The small annoyances of the day to day hum drum I usually ignore. For the people that know me will confirm that I am not a patient person, so when a bad day hits it’s so much harder to fake it.
And by faking it, I mean don’t we all to some degree, you nod and you smile sometimes even when things are really winding you up and you just want to scream, you don’t, you take a breath go to that special place and carry on.
I feel that I am writing this post from a place of self reflection, Winter I have noticed becomes a bad place for me mentally and sometimes physically.
Things just seem that little bit harder to carry on without cracking up, sand things seems to creep in unexpectedly. 2017 it was an Iron problem I didn’t know I had, this time it’s a very low vitamin D deficiency (4
I also feel some days like I am completely losing my marbles, the smallest irritations become a huge deal. I even discovered for the first time ever I had a full blown panic attack and I didn’t even know what was happening until after the event.
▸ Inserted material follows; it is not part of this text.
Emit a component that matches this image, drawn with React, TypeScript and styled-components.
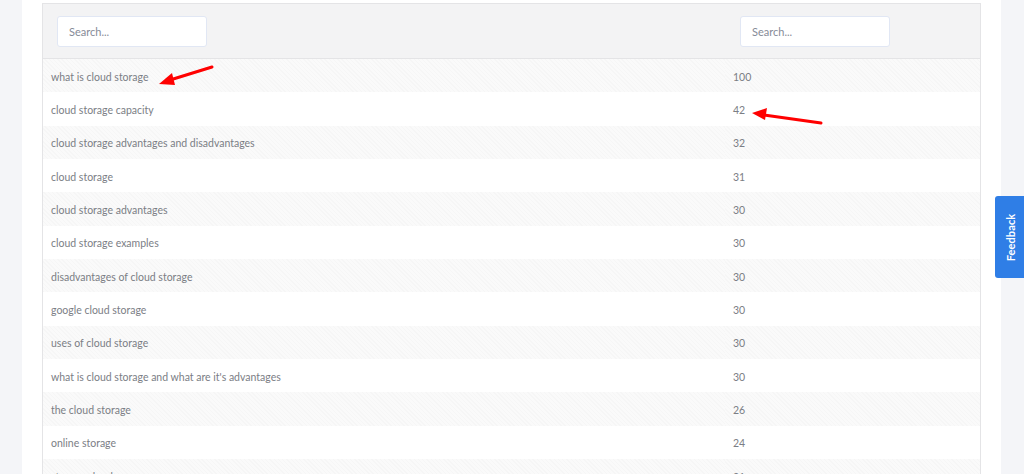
import React from "react";
import styled, { createGlobalStyle } from "styled-components";

const Global = createGlobalStyle`
  html, body { margin: 0; padding: 0; background: #f4f5f8; }
  body { font-family: "Lato", "Open Sans", sans-serif; overflow: hidden; }
`;

const Page = styled.div`
  width: 1024px;
  height: 474px;
  display: flex;
  position: relative;
  overflow: hidden;
`;

const Panel = styled.div`
  margin-left: 22px;
  width: 979px;
  background: #ffffff;
  padding: 3px 20px 0 20px;
  box-sizing: border-box;
`;

const Table = styled.div`
  border: 1px solid #e4e4e6;
  border-bottom: none;
  display: grid;
  grid-template-columns: 682px 1fr;
`;

const HeadCell = styled.div<{ $pad: number }>`
  background: #f3f3f4;
  height: 54px;
  display: flex;
  align-items: center;
  padding-left: ${(p) => p.$pad}px;
  border-bottom: 1px solid #e4e4e6;
`;

const Search = styled.input`
  width: 150px;
  height: 31px;
  box-sizing: border-box;
  border: 1px solid #e1e7f4;
  border-radius: 3px;
  background: #ffffff;
  padding: 0 0 0 11px;
  font-family: "Lato", sans-serif;
  font-size: 11px;
  color: #6f7480;
  outline: none;
  &::placeholder { color: #868b97; }
`;

const Cell = styled.div<{ $striped: boolean; $pad: number }>`
  height: 33.33px;
  box-sizing: border-box;
  display: flex;
  align-items: center;
  padding-left: ${(p) => p.$pad}px;
  padding-top: 2px;
  font-size: 10.5px;
  color: #7b7e85;
  background: ${(p) =>
    p.$striped
      ? "repeating-linear-gradient(45deg, #f6f6f6 0px, #f6f6f6 1px, #fafafa 1px, #fafafa 3px)"
      : "#ffffff"};
`;

const Feedback = styled.div`
  position: absolute;
  left: 995px;
  top: 196px;
  width: 34px;
  height: 82px;
  background: #2f7ee6;
  border-radius: 3px 0 0 3px;
  display: flex;
  align-items: center;
  justify-content: flex-start;
`;

const FeedbackText = styled.span`
  display: block;
  transform: rotate(-90deg);
  color: #ffffff;
  font-family: "Lato", sans-serif;
  font-weight: 700;
  font-size: 11px;
  margin-left: -8px;
  letter-spacing: 0.1px;
`;

const Overlay = styled.svg`
  position: absolute;
  left: 0;
  top: 0;
  pointer-events: none;
`;

const rows: [string, string][] = [
  ["what is cloud storage", "100"],
  ["cloud storage capacity", "42"],
  ["cloud storage advantages and disadvantages", "32"],
  ["cloud storage", "31"],
  ["cloud storage advantages", "30"],
  ["cloud storage examples", "30"],
  ["disadvantages of cloud storage", "30"],
  ["google cloud storage", "30"],
  ["uses of cloud storage", "30"],
  ["what is cloud storage and what are it's advantages", "30"],
  ["the cloud storage", "26"],
  ["online storage", "24"],
  ["storage cloud", "21"],
];

export default function App() {
  return (
    <Page>
      <Global />
      <Panel>
        <Table>
          <HeadCell $pad={14}>
            <Search placeholder="Search..." />
          </HeadCell>
          <HeadCell $pad={15}>
            <Search placeholder="Search..." />
          </HeadCell>
          {rows.map(([k, v], i) => (
            <React.Fragment key={i}>
              <Cell $striped={i % 2 === 0} $pad={8}>{k}</Cell>
              <Cell $striped={i % 2 === 0} $pad={8}>{v}</Cell>
            </React.Fragment>
          ))}
        </Table>
      </Panel>
      <Feedback>
        <FeedbackText>Feedback</FeedbackText>
      </Feedback>
      <Overlay width="1024" height="474" viewBox="0 0 1024 474">
        <line x1="212" y1="67" x2="170" y2="80" stroke="#f00" strokeWidth="3" strokeLinecap="round" />
        <polygon points="159,84 172,73 175,85" fill="#f00" />
        <line x1="821" y1="123" x2="764" y2="115" stroke="#f00" strokeWidth="3" strokeLinecap="round" />
        <polygon points="752,113 767,108 765,120" fill="#f00" />
      </Overlay>
    </Page>
  );
}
I know that I can’t always be a solid as rock, after all my foundations are a little bit shaky, like they have been built on a sink hole or swamp. Thanks Crohn’s.
But as I write this, I remind myself that these feelings are temporary, things get better. I might have that little wobble every now and again but who doesn’t.
So tomorrow I’m going to straighten my crown though it’s always a little bit wonky, and smile even just for a little while.